I got home just in time to log into my 1pm meeting which had been pushed to 1:30 for my benefit, and kept my sound off while scarfing down the original chicken sandwich from Burger King I had picked up on the way home. I was relieved that both the colleagues with whom I was meeting also had their cameras off so I could work and eat and collect myself in privacy.

The moment the meeting was over I hustled to throw snacks in a box and collect some clothes for Zoe to change into for crew. Apparently I took a shirt from her pajama drawer, but it looked like a regular t-shirt to me. I managed to find her and one of her crew mates and hustled across two bridges to deliver them to the Anacostia Boathouse. Again it was fortunate that Randy was home because it quickly became clear I wouldn’t make it home in time to pick up Zeke from school, so Zoe texted Randy the QR code required to liberate Zeke. I forgot to tell Randy which door he should go to in order to pick up Zeke, but he was eventually directed to the right place, and they were back home by the time I got back home. Hopefully the father of Zoe’s crew mate is picking the girls up right now and delivering Zoe home, as I am at Zeke’s martial arts class. And Zeke’s back to school night is in 30 minutes.

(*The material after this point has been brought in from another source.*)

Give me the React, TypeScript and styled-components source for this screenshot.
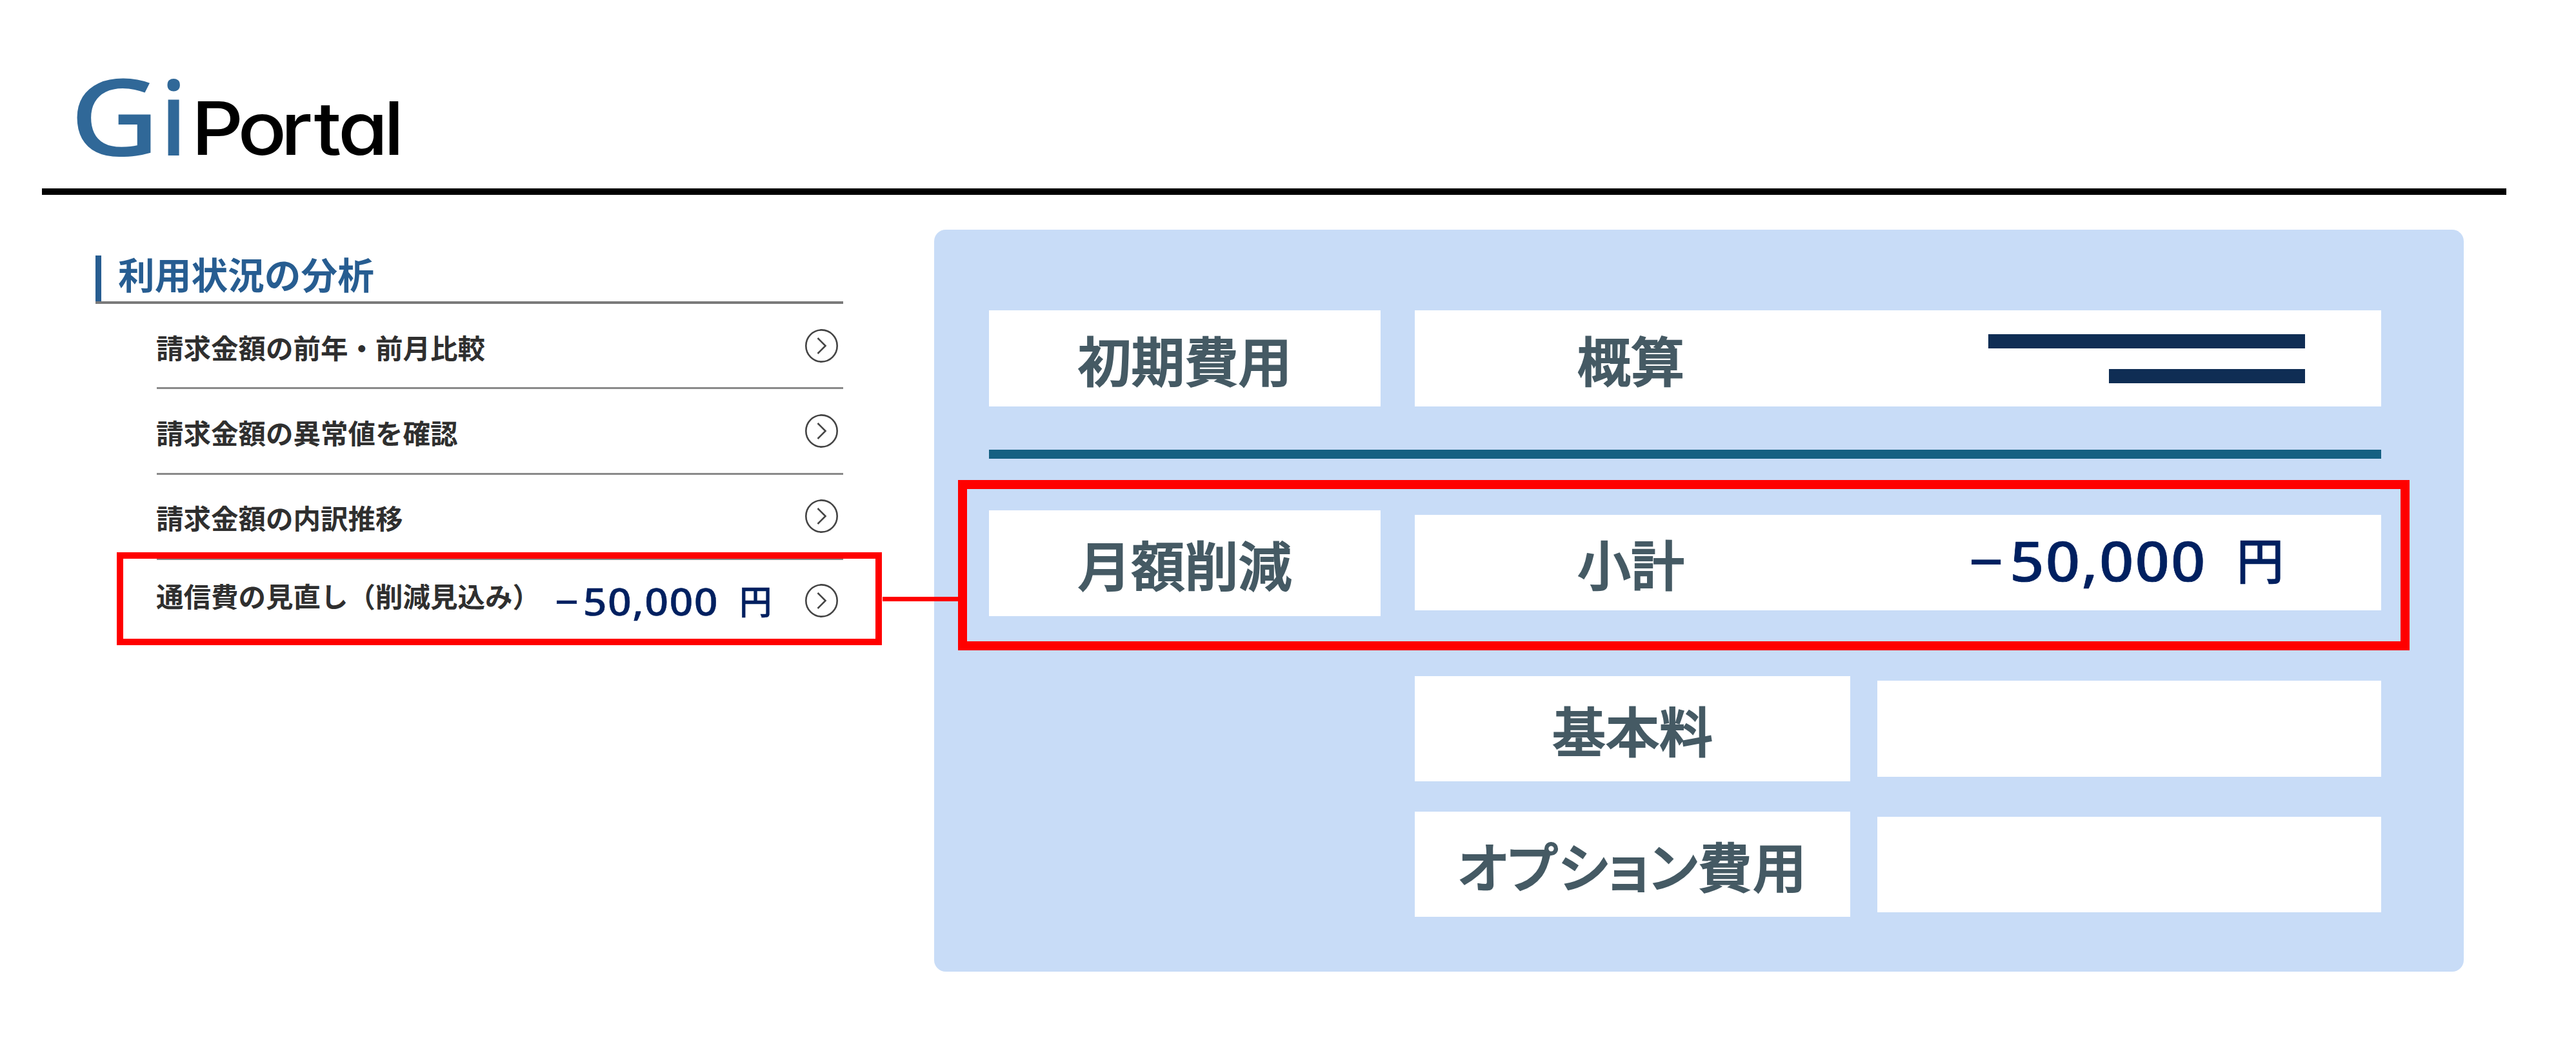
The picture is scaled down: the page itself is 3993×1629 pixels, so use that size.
import type { ReactNode } from 'react';
import styled, { createGlobalStyle, ThemeProvider } from 'styled-components';

const theme = {
  white: '#ffffff',
  black: '#000000',
  brandBlue: '#306898',
  headingBlue: '#275d91',
  ink: '#2f2f2f',
  line: '#7a7a7a',
  panel: '#c8dcf7',
  slate: '#455a64',
  navy: '#002060',
  barNavy: '#0f2d54',
  teal: '#156082',
  red: '#ff0000',

  japanese: '"Noto Sans CJK JP", sans-serif',
  latin: '"Noto Sans", "Noto Sans CJK JP", sans-serif',
};

const GlobalStyle = createGlobalStyle`
  *,
  *::before {
    box-sizing: border-box;
  }

  body {
    margin: 0;
    background-color: #ffffff;
  }
`;

const Page = styled.div`
  position: relative;

  width: 3993px;
  height: 1629px;

  font-family: ${(props) => props.theme.japanese};
  overflow: hidden;
`;

const Header = styled.header`
  height: 302px;
  padding: 100px 0 0 51px;
  border-bottom: 10px solid ${(props) => props.theme.black};
  margin: 0 108px 0 65px;
`;

const LogoSvg = styled.svg`
  display: block;
  overflow: visible;
`;

const BrandText = styled.text`
  fill: ${(props) => props.theme.brandBlue};

  font-family: 'Noto Sans', sans-serif;
  font-weight: 500;
`;

const PortalText = styled.text`
  fill: ${(props) => props.theme.black};

  font-family: Inter, sans-serif;
  font-size: 114px;
  font-weight: 500;
  font-feature-settings: 'cv11';
`;

const Main = styled.main`
  display: flex;
  align-items: flex-start;
  gap: 141px;

  padding: 54px 0 0 148px;
`;

const Analysis = styled.section`
  width: 1159px;
  padding-top: 40px;
`;

const Heading = styled.h1`
  display: flex;
  align-items: flex-start;
  gap: 26px;

  height: 75px;
  border-bottom: 4px solid ${(props) => props.theme.line};
  margin: 0;

  color: ${(props) => props.theme.headingBlue};
  font-size: 56.7px;
  font-weight: 700;
  line-height: 55px;

  &::before {
    content: '';
    width: 9px;
    height: 71px;
    background-color: ${(props) => props.theme.headingBlue};
  }
`;

const MenuList = styled.ul`
  list-style: none;

  padding: 0;
  margin: 0 0 0 95px;
`;

const MenuItem = styled.li<{ $last?: boolean }>`
  display: flex;
  align-items: center;

  height: ${(props) => (props.$last ? 127 : 132.3)}px;
  padding-right: 8px;
  border-bottom: ${(props) => (props.$last ? '0' : '3px')} solid #8a8a8a;
`;

const MenuLabel = styled.span<{ $raise?: number }>`
  color: ${(props) => props.theme.ink};
  font-size: 42.5px;
  font-weight: 700;
  line-height: 48px;
  white-space: nowrap;

  padding-top: 4px;
  padding-bottom: ${(props) => props.$raise ?? 0}px;
  margin-left: -1px;
`;

const ArrowIcon = styled.svg`
  width: 51px;
  height: 52px;
  margin-left: auto;

  fill: none;
  stroke: #444444;
  stroke-width: 2.6;
`;

const Amount = styled.span<{ $size: number }>`
  display: inline-block;

  color: ${(props) => props.theme.navy};
  font-family: ${(props) => props.theme.latin};
  font-size: ${(props) => props.$size}px;
  font-weight: 500;
  letter-spacing: 0.022em;
  line-height: 1;
  white-space: nowrap;
  -webkit-text-stroke: 0.008em ${(props) => props.theme.navy};

  transform: scaleX(1.1);
  transform-origin: left center;
`;

const Sign = styled.span`
  margin-right: 0.08em;
`;

const Yen = styled.span`
  display: inline-block;

  font-family: ${(props) => props.theme.japanese};
  font-size: 0.9em;

  margin-left: 0.55em;

  transform: translateY(-0.04em) scaleX(0.87);
  transform-origin: left center;
`;

const MenuAmount = styled.div`
  padding-bottom: 1px;
  margin-left: 23px;
`;

const PanelAmount = styled.div`
  flex: 0 0 521px;
  padding-bottom: 7px;
`;

const Panel = styled.section`
  width: 2371px;
  height: 1150px;
  padding: 125px 128px 0 85px;
  border-radius: 18px;

  background-color: ${(props) => props.theme.panel};
`;

const Row = styled.div<{ $top?: number; $indent?: number; $gap: number }>`
  display: flex;
  align-items: flex-start;
  gap: ${(props) => props.$gap}px;

  padding-left: ${(props) => props.$indent ?? 0}px;
  margin-top: ${(props) => props.$top ?? 0}px;
`;

const Cell = styled.div<{ $width?: number; $height: number; $top?: number }>`
  display: flex;
  align-items: center;
  justify-content: center;

  flex: ${(props) => (props.$width ? `0 0 ${props.$width}px` : '1')};
  height: ${(props) => props.$height}px;
  margin-top: ${(props) => props.$top ?? 0}px;

  background-color: ${(props) => props.theme.white};
`;

const WideCell = styled(Cell)`
  justify-content: space-between;

  padding: 0 118px 0 252px;
`;

const CellText = styled.span<{ $tight?: boolean }>`
  color: ${(props) => props.theme.slate};
  font-size: 83px;
  font-weight: 500;
  font-feature-settings: ${(props) => (props.$tight ? "'palt'" : 'normal')};
  letter-spacing: ${(props) => (props.$tight ? '1.6px' : '0')};
  line-height: 1;
  white-space: nowrap;
  -webkit-text-stroke: 2px ${(props) => props.theme.slate};

  padding-top: 1px;
`;

const Divider = styled.hr`
  height: 14px;
  border: 0;
  margin: 67px 0 0;

  background-color: ${(props) => props.theme.teal};
`;

const Bars = styled.div`
  display: flex;
  flex-direction: column;
  align-items: flex-end;
  gap: 32px;
`;

const Bar = styled.div<{ $width: number }>`
  width: ${(props) => props.$width}px;
  height: 22px;

  background-color: ${(props) => props.theme.barNavy};
`;

const MenuHighlight = styled.div`
  position: absolute;
  top: 856px;
  left: 181px;

  width: 1186px;
  height: 144px;
  border: 10px solid ${(props) => props.theme.red};
`;

const PanelHighlight = styled.div`
  position: absolute;
  top: 744px;
  left: 1485px;

  width: 2250px;
  height: 264px;
  border: 14px solid ${(props) => props.theme.red};
`;

const Connector = styled.div`
  position: absolute;
  top: 925px;
  left: 1368px;

  width: 118px;
  height: 7px;

  background-color: ${(props) => props.theme.red};
`;

function Logo() {
  return (
    <LogoSvg width='520' height='160' viewBox='0 0 520 160'>
      <BrandText fontSize='166' transform='translate(-8 141) scale(1.16 1)'>
        G
      </BrandText>
      <BrandText x='131.5' y='141' fontSize='160'>
        i
      </BrandText>
      <PortalText
        x='164.4 229.5 290.2 336.9 370.9 435.2'
        y='0'
        transform='translate(0 140) scale(1.1 1)'
      >
        Portal
      </PortalText>
    </LogoSvg>
  );
}

function Arrow() {
  return (
    <ArrowIcon viewBox='0 0 51 52'>
      <ellipse cx='25.5' cy='26' rx='24.2' ry='24.6' />
      <path d='M19.5 14 L31.5 26 L19.5 38' />
    </ArrowIcon>
  );
}

function Price({ size }: { size: number }) {
  return (
    <Amount $size={size}>
      <Sign>−</Sign>50,000<Yen>円</Yen>
    </Amount>
  );
}

function MenuRow({
  children,
  raise,
  last,
  label,
}: {
  children?: ReactNode;
  raise?: number;
  last?: boolean;
  label: string;
}) {
  return (
    <MenuItem $last={last}>
      <MenuLabel $raise={raise}>{label}</MenuLabel>
      {children}
      <Arrow />
    </MenuItem>
  );
}

function App() {
  return (
    <ThemeProvider theme={theme}>
      <GlobalStyle />
      <Page>
        <Header>
          <Logo />
        </Header>
        <Main>
          <Analysis>
            <Heading>利用状況の分析</Heading>
            <MenuList>
              <MenuRow label='請求金額の前年・前月比較' />
              <MenuRow label='請求金額の異常値を確認' />
              <MenuRow label='請求金額の内訳推移' />
              <MenuRow label='通信費の見直し（削減見込み）' raise={21} last>
                <MenuAmount>
                  <Price size={58.6} />
                </MenuAmount>
              </MenuRow>
            </MenuList>
          </Analysis>
          <Panel>
            <Row $gap={53}>
              <Cell $width={607} $height={149}>
                <CellText>初期費用</CellText>
              </Cell>
              <WideCell $height={149}>
                <CellText>概算</CellText>
                <Bars>
                  <Bar $width={491} />
                  <Bar $width={304} />
                </Bars>
              </WideCell>
            </Row>
            <Divider />
            <Row $gap={53} $top={80}>
              <Cell $width={607} $height={164}>
                <CellText>月額削減</CellText>
              </Cell>
              <WideCell $height={148} $top={7}>
                <CellText>小計</CellText>
                <PanelAmount>
                  <Price size={85} />
                </PanelAmount>
              </WideCell>
            </Row>
            <Row $gap={42} $indent={660} $top={93}>
              <Cell $width={675} $height={163}>
                <CellText>基本料</CellText>
              </Cell>
              <Cell $height={149} $top={7} />
            </Row>
            <Row $gap={42} $indent={660} $top={47}>
              <Cell $width={675} $height={163}>
                <CellText $tight>オプション費用</CellText>
              </Cell>
              <Cell $height={148} $top={8} />
            </Row>
          </Panel>
        </Main>
        <MenuHighlight />
        <PanelHighlight />
        <Connector />
      </Page>
    </ThemeProvider>
  );
}

export default App;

And Zeke is testing for a stripe now. He’s been waiting to test for a while. I’m surprised they let him tonight since I just saw him staring at the classmate sitting next to him like he was trying to cast a spell instead of looking at what was happening in the center of the mat. But maybe the instructors were busy looking at what was happening instead of watching Zeke being weird. We’ll see what happens.